• [TASK PROMPT]: State only the number of lines that contain the string "index".

· · · · · · ·

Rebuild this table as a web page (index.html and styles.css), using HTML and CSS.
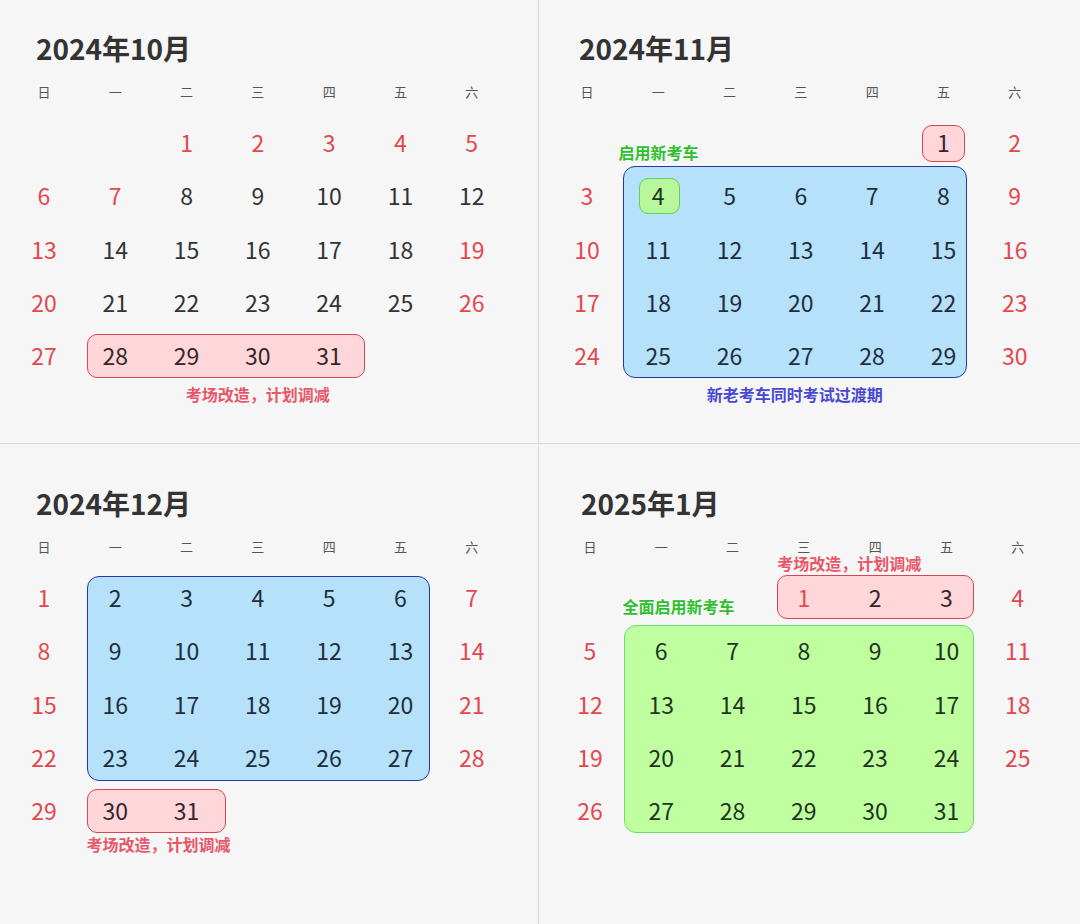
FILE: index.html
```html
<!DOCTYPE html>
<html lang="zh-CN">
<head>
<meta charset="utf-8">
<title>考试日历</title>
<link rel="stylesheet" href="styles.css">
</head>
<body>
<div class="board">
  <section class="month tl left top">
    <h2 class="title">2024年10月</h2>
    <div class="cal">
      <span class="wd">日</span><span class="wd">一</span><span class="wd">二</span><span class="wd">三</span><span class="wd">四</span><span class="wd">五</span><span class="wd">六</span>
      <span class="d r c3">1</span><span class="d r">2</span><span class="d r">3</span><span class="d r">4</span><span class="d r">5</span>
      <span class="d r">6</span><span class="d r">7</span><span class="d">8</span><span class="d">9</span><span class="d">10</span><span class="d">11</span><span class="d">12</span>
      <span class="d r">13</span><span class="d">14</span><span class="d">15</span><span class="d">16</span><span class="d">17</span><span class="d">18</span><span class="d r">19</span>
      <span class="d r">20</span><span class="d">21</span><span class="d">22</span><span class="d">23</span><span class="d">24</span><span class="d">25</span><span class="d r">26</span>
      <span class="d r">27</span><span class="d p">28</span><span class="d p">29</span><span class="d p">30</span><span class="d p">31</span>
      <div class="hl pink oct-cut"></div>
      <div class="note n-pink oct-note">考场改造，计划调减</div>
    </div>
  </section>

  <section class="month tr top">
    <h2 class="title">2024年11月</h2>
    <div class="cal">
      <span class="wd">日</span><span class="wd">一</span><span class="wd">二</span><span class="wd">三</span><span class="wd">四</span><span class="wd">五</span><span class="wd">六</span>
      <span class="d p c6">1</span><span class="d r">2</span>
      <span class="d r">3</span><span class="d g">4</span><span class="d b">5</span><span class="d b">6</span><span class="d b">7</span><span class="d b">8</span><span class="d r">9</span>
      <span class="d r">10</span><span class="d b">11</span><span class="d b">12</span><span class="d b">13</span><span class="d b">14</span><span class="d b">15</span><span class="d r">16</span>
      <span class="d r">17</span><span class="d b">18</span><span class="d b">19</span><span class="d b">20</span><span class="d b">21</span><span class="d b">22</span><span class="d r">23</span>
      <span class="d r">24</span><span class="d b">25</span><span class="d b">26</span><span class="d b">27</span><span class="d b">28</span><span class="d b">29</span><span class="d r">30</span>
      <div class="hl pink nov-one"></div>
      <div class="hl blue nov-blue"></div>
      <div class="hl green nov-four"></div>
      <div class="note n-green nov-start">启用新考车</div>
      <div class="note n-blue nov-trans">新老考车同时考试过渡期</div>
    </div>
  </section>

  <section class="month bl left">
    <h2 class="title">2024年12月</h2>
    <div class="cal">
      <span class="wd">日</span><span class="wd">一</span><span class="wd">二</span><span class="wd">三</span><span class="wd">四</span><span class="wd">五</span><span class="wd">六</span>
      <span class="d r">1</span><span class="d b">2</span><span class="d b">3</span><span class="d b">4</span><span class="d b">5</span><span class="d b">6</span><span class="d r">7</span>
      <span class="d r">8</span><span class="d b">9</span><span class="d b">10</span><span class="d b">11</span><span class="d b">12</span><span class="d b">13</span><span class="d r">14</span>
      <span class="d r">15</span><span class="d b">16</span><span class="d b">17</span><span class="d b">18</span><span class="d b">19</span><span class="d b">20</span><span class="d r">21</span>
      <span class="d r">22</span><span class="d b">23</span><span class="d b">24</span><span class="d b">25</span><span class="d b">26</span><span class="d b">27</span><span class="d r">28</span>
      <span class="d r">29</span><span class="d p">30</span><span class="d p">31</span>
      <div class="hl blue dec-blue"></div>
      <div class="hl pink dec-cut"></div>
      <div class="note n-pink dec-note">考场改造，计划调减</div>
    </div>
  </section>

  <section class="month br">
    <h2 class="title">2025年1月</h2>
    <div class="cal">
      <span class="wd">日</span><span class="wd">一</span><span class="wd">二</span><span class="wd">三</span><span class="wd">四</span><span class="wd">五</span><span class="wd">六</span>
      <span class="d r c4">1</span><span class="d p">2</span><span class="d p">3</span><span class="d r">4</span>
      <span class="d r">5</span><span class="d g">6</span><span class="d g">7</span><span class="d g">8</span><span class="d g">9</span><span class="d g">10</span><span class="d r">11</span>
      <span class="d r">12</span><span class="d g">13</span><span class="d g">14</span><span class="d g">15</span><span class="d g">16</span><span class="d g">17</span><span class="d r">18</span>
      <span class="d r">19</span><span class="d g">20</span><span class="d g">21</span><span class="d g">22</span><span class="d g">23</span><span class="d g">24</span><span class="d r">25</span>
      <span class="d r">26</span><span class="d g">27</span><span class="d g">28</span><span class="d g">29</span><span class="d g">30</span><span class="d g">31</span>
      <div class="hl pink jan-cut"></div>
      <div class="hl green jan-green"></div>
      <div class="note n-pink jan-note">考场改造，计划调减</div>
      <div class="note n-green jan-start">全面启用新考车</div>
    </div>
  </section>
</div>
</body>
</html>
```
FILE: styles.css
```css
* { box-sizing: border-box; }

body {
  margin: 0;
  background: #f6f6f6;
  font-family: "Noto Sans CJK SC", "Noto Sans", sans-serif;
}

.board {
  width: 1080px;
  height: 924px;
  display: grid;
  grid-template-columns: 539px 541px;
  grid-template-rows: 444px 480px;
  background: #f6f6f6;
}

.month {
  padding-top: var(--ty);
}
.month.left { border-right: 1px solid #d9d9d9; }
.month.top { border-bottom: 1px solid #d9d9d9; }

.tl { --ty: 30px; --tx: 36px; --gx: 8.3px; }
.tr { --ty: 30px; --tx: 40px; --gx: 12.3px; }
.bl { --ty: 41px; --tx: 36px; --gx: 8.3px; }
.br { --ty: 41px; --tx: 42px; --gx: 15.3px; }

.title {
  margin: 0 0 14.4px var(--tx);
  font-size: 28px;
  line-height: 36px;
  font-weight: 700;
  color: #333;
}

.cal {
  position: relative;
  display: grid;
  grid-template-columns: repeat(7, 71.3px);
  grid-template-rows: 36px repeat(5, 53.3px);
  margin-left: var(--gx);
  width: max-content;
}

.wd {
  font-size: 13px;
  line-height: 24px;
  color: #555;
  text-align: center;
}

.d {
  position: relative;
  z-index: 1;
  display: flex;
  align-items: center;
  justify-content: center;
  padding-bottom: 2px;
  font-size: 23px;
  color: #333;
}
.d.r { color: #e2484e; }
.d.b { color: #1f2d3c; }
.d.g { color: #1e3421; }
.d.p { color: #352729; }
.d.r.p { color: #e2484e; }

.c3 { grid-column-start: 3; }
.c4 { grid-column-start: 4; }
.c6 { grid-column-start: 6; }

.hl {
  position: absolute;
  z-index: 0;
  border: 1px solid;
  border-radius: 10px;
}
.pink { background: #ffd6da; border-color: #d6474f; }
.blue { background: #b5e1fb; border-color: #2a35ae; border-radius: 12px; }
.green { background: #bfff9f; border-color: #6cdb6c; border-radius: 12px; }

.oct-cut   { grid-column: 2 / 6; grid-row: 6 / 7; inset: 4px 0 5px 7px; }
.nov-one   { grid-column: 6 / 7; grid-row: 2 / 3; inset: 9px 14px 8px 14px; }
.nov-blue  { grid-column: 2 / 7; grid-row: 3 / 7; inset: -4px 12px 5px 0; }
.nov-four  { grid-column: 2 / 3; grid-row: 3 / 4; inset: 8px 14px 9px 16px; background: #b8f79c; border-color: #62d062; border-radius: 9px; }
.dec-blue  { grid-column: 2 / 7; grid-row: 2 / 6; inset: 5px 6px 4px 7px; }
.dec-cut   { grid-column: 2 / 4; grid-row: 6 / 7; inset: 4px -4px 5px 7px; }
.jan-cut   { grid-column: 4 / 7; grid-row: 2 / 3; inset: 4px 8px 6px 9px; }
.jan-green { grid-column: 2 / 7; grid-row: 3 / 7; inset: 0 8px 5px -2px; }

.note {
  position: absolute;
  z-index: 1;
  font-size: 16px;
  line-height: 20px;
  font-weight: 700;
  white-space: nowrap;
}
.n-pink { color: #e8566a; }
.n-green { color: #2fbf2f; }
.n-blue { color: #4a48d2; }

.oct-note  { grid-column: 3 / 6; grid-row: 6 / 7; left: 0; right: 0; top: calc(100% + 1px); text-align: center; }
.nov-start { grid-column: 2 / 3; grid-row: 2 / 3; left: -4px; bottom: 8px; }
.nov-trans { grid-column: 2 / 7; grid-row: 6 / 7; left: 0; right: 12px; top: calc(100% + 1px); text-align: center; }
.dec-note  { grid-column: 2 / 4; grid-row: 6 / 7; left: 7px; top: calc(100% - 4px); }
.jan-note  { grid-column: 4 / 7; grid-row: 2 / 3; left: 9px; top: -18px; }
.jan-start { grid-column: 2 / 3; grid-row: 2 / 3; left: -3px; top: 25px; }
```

· · · · · · ·

• [WORKED SOLUTION]: 5